Investors might want to consider the same approach to shipping stocks.
Nordic American Tankers (NAT)
Bermuda-based Nordic American Tankers (NAT) has a fleet of 22 Suezmax class tankers that carry crude oil around the world. Nordic American has kept debt low and reinforced the balance sheet with an equity offering earlier this year.
Business is not bad as Nordic American has grown revenues and reduced bottom-line losses so far this year. In the last earnings report, Nordic American looked forward to better market conditions saying,
“[Nordic American] is well placed to take advantage of strong shipping markets, which can be expected to be reflected in increased dividend payouts immediately following a market upswing.”

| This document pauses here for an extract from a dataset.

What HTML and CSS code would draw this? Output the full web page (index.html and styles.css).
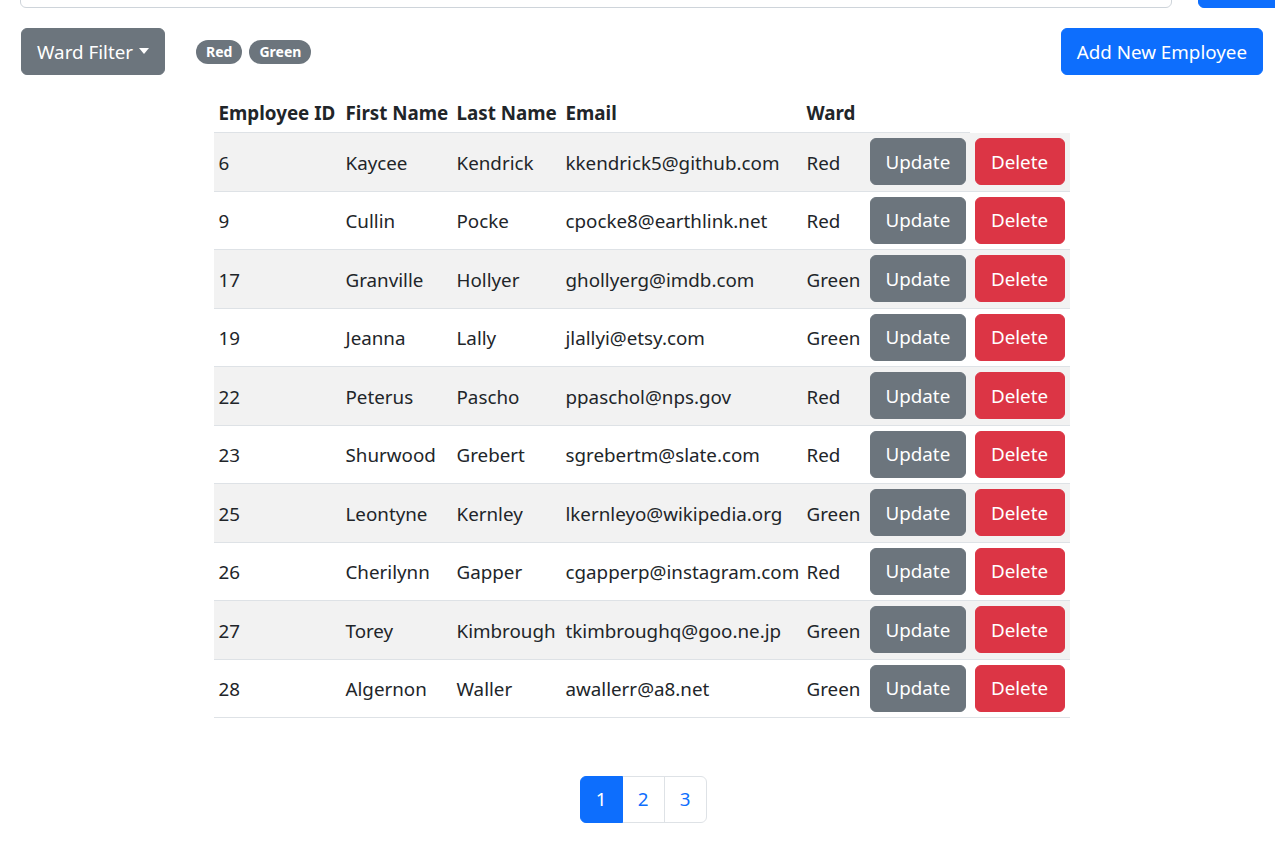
FILE: index.html
```html
<!DOCTYPE html>
<html lang="en">
<head>
<meta charset="utf-8">
<title>Employees</title>
<link rel="stylesheet" href="styles.css">
</head>
<body>
<div class="page">
  <div class="search-row">
    <input class="search-input" type="text">
    <button class="btn btn-primary search-btn">Search</button>
  </div>
  <div class="toolbar">
    <div class="filters">
      <button class="btn btn-secondary dropdown-toggle">Ward Filter</button>
      <div class="badges">
        <span class="badge">Red</span>
        <span class="badge">Green</span>
      </div>
    </div>
    <button class="btn btn-primary">Add New Employee</button>
  </div>
  <table class="emp-table">
    <colgroup>
      <col class="c-id"><col class="c-first"><col class="c-last"><col class="c-email"><col class="c-ward"><col class="c-upd"><col class="c-del">
    </colgroup>
    <thead>
      <tr><th>Employee ID</th><th>First Name</th><th>Last Name</th><th>Email</th><th>Ward</th><th></th></tr>
    </thead>
    <tbody>
      <tr><td>6</td><td>Kaycee</td><td>Kendrick</td><td>kkendrick5@github.com</td><td>Red</td><td><button class="btn btn-secondary">Update</button></td><td><button class="btn btn-danger">Delete</button></td></tr>
      <tr><td>9</td><td>Cullin</td><td>Pocke</td><td>cpocke8@earthlink.net</td><td>Red</td><td><button class="btn btn-secondary">Update</button></td><td><button class="btn btn-danger">Delete</button></td></tr>
      <tr><td>17</td><td>Granville</td><td>Hollyer</td><td>ghollyerg@imdb.com</td><td>Green</td><td><button class="btn btn-secondary">Update</button></td><td><button class="btn btn-danger">Delete</button></td></tr>
      <tr><td>19</td><td>Jeanna</td><td>Lally</td><td>jlallyi@etsy.com</td><td>Green</td><td><button class="btn btn-secondary">Update</button></td><td><button class="btn btn-danger">Delete</button></td></tr>
      <tr><td>22</td><td>Peterus</td><td>Pascho</td><td>ppaschol@nps.gov</td><td>Red</td><td><button class="btn btn-secondary">Update</button></td><td><button class="btn btn-danger">Delete</button></td></tr>
      <tr><td>23</td><td>Shurwood</td><td>Grebert</td><td>sgrebertm@slate.com</td><td>Red</td><td><button class="btn btn-secondary">Update</button></td><td><button class="btn btn-danger">Delete</button></td></tr>
      <tr><td>25</td><td>Leontyne</td><td>Kernley</td><td>lkernleyo@wikipedia.org</td><td>Green</td><td><button class="btn btn-secondary">Update</button></td><td><button class="btn btn-danger">Delete</button></td></tr>
      <tr><td>26</td><td>Cherilynn</td><td>Gapper</td><td>cgapperp@instagram.com</td><td>Red</td><td><button class="btn btn-secondary">Update</button></td><td><button class="btn btn-danger">Delete</button></td></tr>
      <tr><td>27</td><td>Torey</td><td>Kimbrough</td><td>tkimbroughq@goo.ne.jp</td><td>Green</td><td><button class="btn btn-secondary">Update</button></td><td><button class="btn btn-danger">Delete</button></td></tr>
      <tr><td>28</td><td>Algernon</td><td>Waller</td><td>awallerr@a8.net</td><td>Green</td><td><button class="btn btn-secondary">Update</button></td><td><button class="btn btn-danger">Delete</button></td></tr>
    </tbody>
  </table>
  <nav class="pager">
    <a class="page-link active">1</a>
    <a class="page-link">2</a>
    <a class="page-link">3</a>
  </nav>
</div>
</body>
</html>
```

FILE: styles.css
```css
* { box-sizing: border-box; }
html, body { margin: 0; padding: 0; background: #fff; }
body {
  font-family: "Noto Sans", "Open Sans", sans-serif;
  font-size: 18.8px;
  line-height: 30px;
  color: #212529;
  overflow: hidden;
}
.page { padding: 0 12px 0 20px; }
.search-row {
  display: flex;
  gap: 26px;
  margin-top: -39px;
  height: 47px;
}
.search-input {
  flex: 1;
  border: 1px solid #ced4da;
  border-radius: 6px;
  height: 47px;
}
.search-btn { width: 100px; margin-right: -35px; color: transparent; }
.toolbar {
  display: flex;
  justify-content: space-between;
  align-items: center;
  margin-top: 20px;
  padding-left: 1px;
}
.filters { display: flex; align-items: center; gap: 31px; }
.badges { display: flex; gap: 7px; }
.badge {
  display: inline-block;
  background: #6c757d;
  color: #fff;
  font-weight: 700;
  font-size: 14px;
  line-height: 1;
  padding: 5px 10px;
  border-radius: 50px;
}
.btn {
  display: inline-block;
  font-family: inherit;
  font-size: 18.8px;
  line-height: 30px;
  padding: 7.5px 15px;
  border: 1px solid transparent;
  border-radius: 6px;
  color: #fff;
  cursor: pointer;
  white-space: nowrap;
}
.btn-primary { background: #0d6efd; border-color: #0d6efd; }
.btn-secondary { background: #6c757d; border-color: #6c757d; }
.btn-danger { background: #dc3545; border-color: #dc3545; }
.dropdown-toggle::after {
  content: "";
  display: inline-block;
  margin-left: 6px;
  vertical-align: 5px;
  border-top: 6px solid #fff;
  border-left: 5px solid transparent;
  border-right: 5px solid transparent;
}
.emp-table {
  margin: 18px auto 0;
  border-collapse: collapse;
  table-layout: fixed;
  width: 856px;
}
.c-id { width: 127px; }
.c-first { width: 111px; }
.c-last { width: 109px; }
.c-email { width: 241px; }
.c-ward { width: 63px; }
.c-upd { width: 105px; }
.c-del { width: 100px; }
.emp-table th, .emp-table td {
  padding: 5px;
  text-align: left;
  white-space: nowrap;
  border-bottom: 1px solid #dee2e6;
  vertical-align: middle;
}
.emp-table th { font-weight: 700; padding-bottom: 4px; }
.emp-table td { padding-top: 5px; padding-bottom: 5px; height: 58.5px; }
.emp-table td:first-child, .emp-table td:nth-child(2), .emp-table td:nth-child(3),
.emp-table td:nth-child(4), .emp-table td:nth-child(5) { padding-top: 7px; }
.emp-table tbody tr:nth-child(odd) td { background: #f2f2f2; }
.emp-table td:nth-child(6) .btn { width: 96px; }
.emp-table td:nth-child(7) .btn { width: 90px; }
.pager {
  display: flex;
  justify-content: center;
  margin-top: 58px;
  padding-left: 4px;
}
.page-link {
  display: block;
  width: 43px;
  height: 47px;
  line-height: 45px;
  text-align: center;
  color: #0d6efd;
  border: 1px solid #dee2e6;
  margin-left: -1px;
}
.page-link:first-child { border-radius: 6px 0 0 6px; }
.page-link:last-child { border-radius: 0 6px 6px 0; }
.page-link.active { background: #0d6efd; border-color: #0d6efd; color: #fff; position: relative; }
```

At the current price, NAT stock is trading at just 76% of book value, which means Nordic American is certainly cheap on an asset basis. The current yield is 5.99%. So, Nordic American pays investors handsomely while waiting for industry conditions to improve.
Safe Bulkers (SB)
Safe Bulkers (SB) has a fleet of 30 dry bulk vessels that carry things like coal, grain, and iron ore all over the globe. Safe Bulkers is seeing weak results as a result of the global economic weakness and low shipping rates.
However, Safe Bulkers appears to be financially strong enough to survive until conditions improve, and SB stock is cheap at the current price. Safe Bulkers is trading at just 80% of book value and yielding 3.52%.
The shipping industry may take several years to recover, but if you think like a private equity investor and can wait five to seven years, returns measured in multiples of the current price will likely reward your patience with your shipping investments.